In part we observe a set of foreshocks with increasing waveform similarity during the hours before the Mw4.2 earthquake that show a similar behavior as foreshocks repeatedly observed during laboratory rock deformation test and more recently before large plate-bounding earthquakes.

The exact locations of the events discussed here could not be fully constrained since their magnitudes were too small for them to be registered at the regional surface-networks or the other operational GONAF stations. The lack of even more sensitive or nearer stations precluded testing, for example, the inverse Omori law for foreshocks35, where the rate of earthquakes before a mainshock increases according to a power law. The same applies for both (1) a decrease in b-values, as posited for near-offset events preceding a mainshock and (2) for the migration of foreshocks toward the mainshock.

Well-documented field evidence for foreshock behavior in nature is still sparse.

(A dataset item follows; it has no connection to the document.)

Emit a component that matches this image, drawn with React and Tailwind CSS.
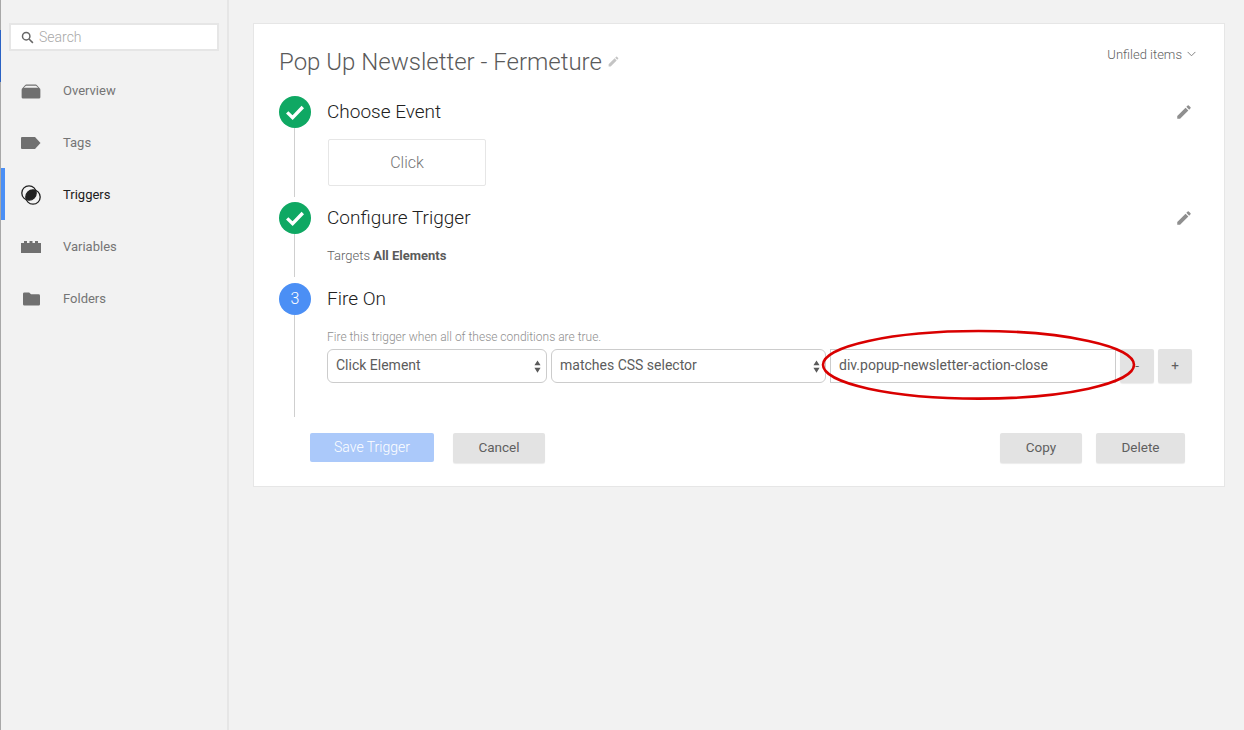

Our example is one of only a few field-based observations of much smaller, near-hypocenter seismicity preceding a mainshock. Consequently, there are a number of explanations for the relationship of foreshock to mainshocks. These include, for example, the controversial cascade model where earthquakes trigger aftershocks larger than themselves5,36. Foreshock laws are partly still seen as statistical in nature, observable when averaging over a large number of sequences, but not systematically for every event35.

In this light, the progress in monitoring instrumentation and its operation in a seismically active region that is discussed here may hold promise for hazard and risk reduction. Going underground with seismic monitoring, as it were, can work even in highly urbanized areas. Adding to this technology the sort of analysis methods we present here can contribute towards refining operational earthquake forecasting, even perhaps helping plan activities such as critical evacuations37,38,39.